If you arrive at the bridge in the early morning or late evening, you can watch the many fishermen vying for their catch in the Gulf below. What’s more, it’s a wonderful place to watch the sunset over Manama’s skyscrapers and is the perfect place to take some selfies with loved ones to capture the beauty of the capital city.
photography by: Chris Price
Perhaps the most stunning beaches in all of Bahrain can be found on the Nurana islands, two artificial outcrops that are a fifteen-minute drive west of Manama. The islands are a popular destination with joggers, cyclists, and even horseback riders, and it’s the ideal place to get out of the hectic scenery of the city.
The turquoise blue waters of the Gulf are used by both fishermen and water-sports enthusiasts, and you can even buy fresh fish pulled directly from the sea. You can also pick an isolated spot and spend the night star gazing, enjoying the peace and tranquillity of nature so close to the thriving metropolis of Manama.
If you visit the Nurana islands, make sure you take your camera or smartphone along with you, as the photo opportunities are not to be missed. Looking back to Manama, you can capture stunning cityscapes, or turning your attention to the Gulf you can snap images of the various boats that are silhouetted against the early evening sky.
For centuries, camels have been integral to life for people living in and around the desert. The Royal Camel Farm provides visitors with an incredible insight into one of the most significant aspects of Bahraini culture, and you can visit the more than 600 camels that call the farm home.
Sheikh Mohammad created the farm in order to preserve camels in Bahrain, as their numbers dwindled as fewer people relied on them for transport across the desert as other means became widely available.
In Bahraini culture, camels are still seen as a symbol of power, wealth, and fertility, and many of the camels at the farm are owned by some of the wealthiest families in all of Bahrain. A visit to the farm is a rare opportunity to closely interact with camels, including caressing, riding, taking selfies even sip a camel milk if you come early enough.
photography by: Beireke1
Commissioned in 2001, the GPIC bird sanctuary exists to protect all native and migratory bird species in Bahrain.

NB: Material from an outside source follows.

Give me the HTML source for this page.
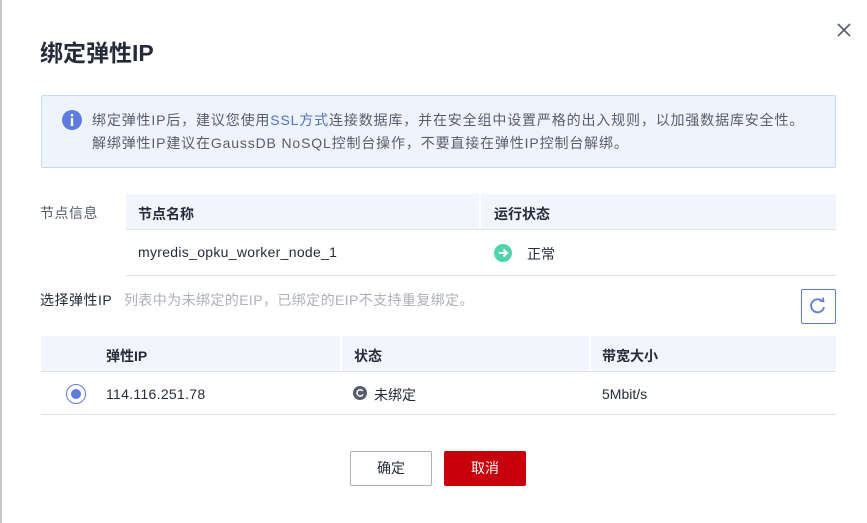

Their work has helped to protect flamingos that returned to the waters in the year the sanctuary was commissioned.
The sanctuary provides a small nesting area and a freshwater pond to ensure that birds can enjoy a natural habitat, and the sanctuary has seen an increase in numbers of Western Reef Herons, Collared Doves, and Hoopoes, as well as many other species.
The sanctuary provides excellent viewing for birders and shows visitors the incredible variety of birdlife that populates the shores of the Bahraini archipelago.